Studying to sickness

As a student, have you ever felt like you get sick more than people you know who aren’t in college? Have you ever felt like no matter what you did you just couldn’t get rid of that cough?

Do you barely have time to catch your breath from one illness before some other plague shot from the nose of the sneezy student next to you at some class at some unholy hour in the morning finds its way past your immune system?

Or maybe you’ve found that since entering college it’s been a lot more difficult to remain optimistic. Maybe you’ve begun using drugs, alcohol, caffeine or tobacco more than you used to, just to cope, to relax, or just to keep your eyes open.

If the thought has crossed your mind that maybe being a student is bad for your health, you’re not wrong.

Students experience extremely high levels of stress, from the obvious pressure of midterms and finals to less obvious pressures from unspoken competition, financial strain, and work and relationship stress.

College students experience constant change: changing classes, changing living situations, and changing relationships. Independence is a great thing, but it can be too much of a good thing when combined with all of the other stresses involved in student life.

According to the Association of University and College Counseling, 63 percent of university students report an increase in psychological distress during the college years.

While some stress is normal, too much of it can definitely affect your health, physical and mental.

Margaret Trout, the Interim Assistant Director of Student Health and Counseling (SHAC), has no doubt that student illnesses at PSU are often "initiated and exacerbated by stress."

But why?

When the body is initially faced with stress, the nervous system initiates what is known as the fight or flight response – adrenaline is pumped through the body, the digestive system shuts down and more blood is pumped to the muscles. Similar reactions occur in conjunction with normal emotions.

However, when the stressors do not go away (chronic stressors are categorized as those that remain a month or longer), the body enters a second stage.

It is within this stage that the body can experience a reduction in epinephrine and norepinephrine in the brain, which induces an emotional state similar to depression.

This is an important finding since the Merck Manual of Diagnosis and Therapy reports that suicide accounts for 30 percent of deaths among university students.

And even if your chronic stress doesn’t result in depression or suicide, it will probably still affect your health.

Trout notes that among the student population at PSU, upper respiratory infections are the most common stress-related complaint, while headaches and irritable bowel issues are also common.

Her observations are supported in a 1998 report on psychological stress published in Health Psychology by Sheldon Cohen, William Doyle and David Skoner, which found that those who had chronic stressors had an increased risk of developing colds compared to those who had no chronic stressor.

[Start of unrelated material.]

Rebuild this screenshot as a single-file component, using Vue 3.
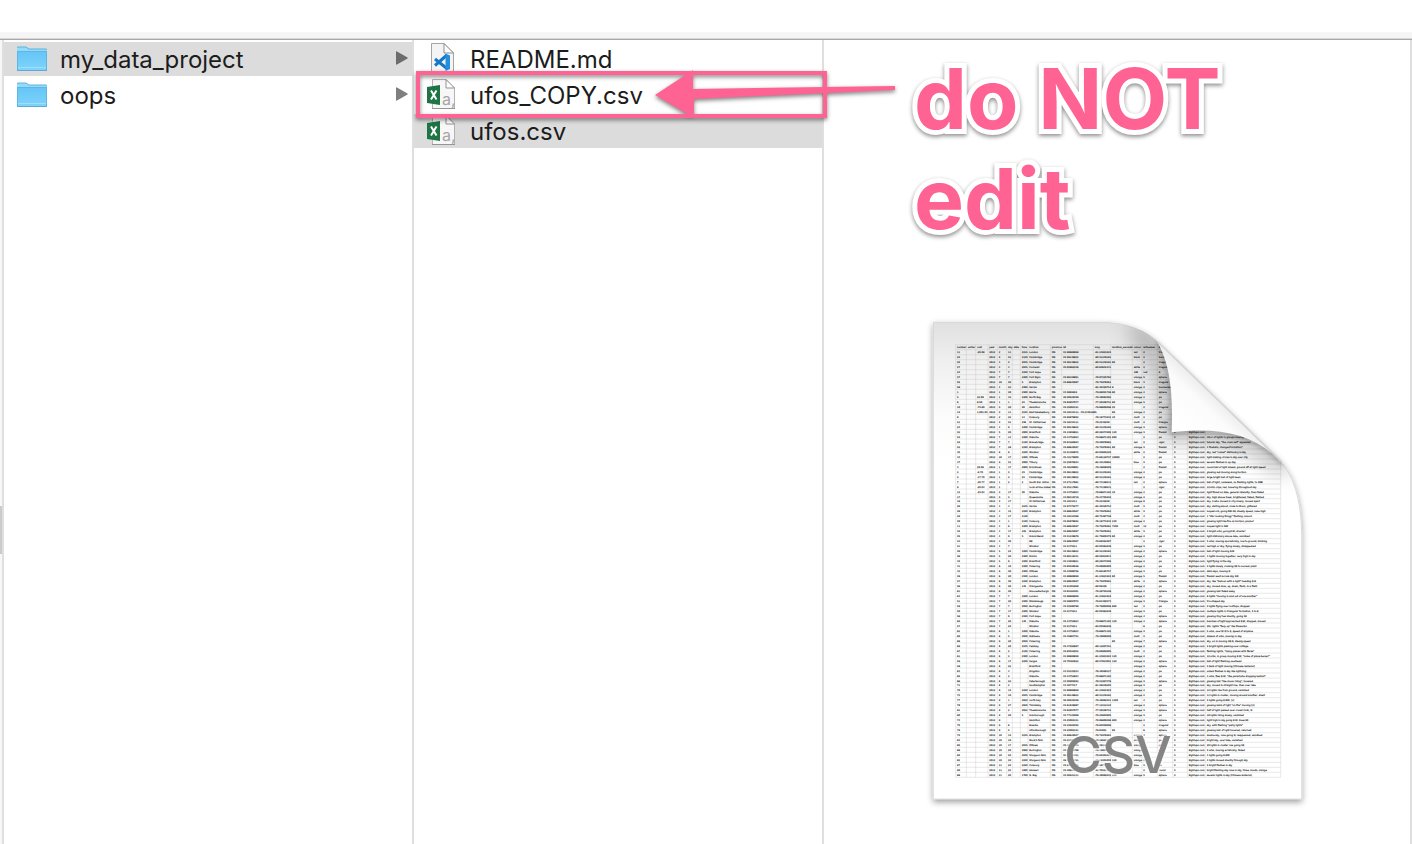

It seems that too much stress can make it easier for germs to get past your immune system and stay in your body.

These stresses can also lead to self-destructive behavior that makes it even easier for students to get and stay sick. Everyone knows (or they should) that smoking cigarettes can weaken your immune system, but so can sleep deprivation, or the college favorite, binge drinking.

Finals (if they haven’t yet begun) are just around the corner, so for all of you sickies, smokers and drinkers out there, take a tip from Trout: Make sure you eat nutritiously and get adequate sleep.

Just those two things will go a long way toward improving your health. Exercise and meditation can also have a positive influence on your mental health, and hence physical health.

If all else fails, go visit SHAC and see what they can do for you.

If you’re enrolled in eight or more credits, you’re covered by PSU health insurance, so use it.

You can also visit to see if your stress levels are reaching dangerous proportions.

If all else fails, cut out this article and give it to your professors to try to convince them to cut you some slack!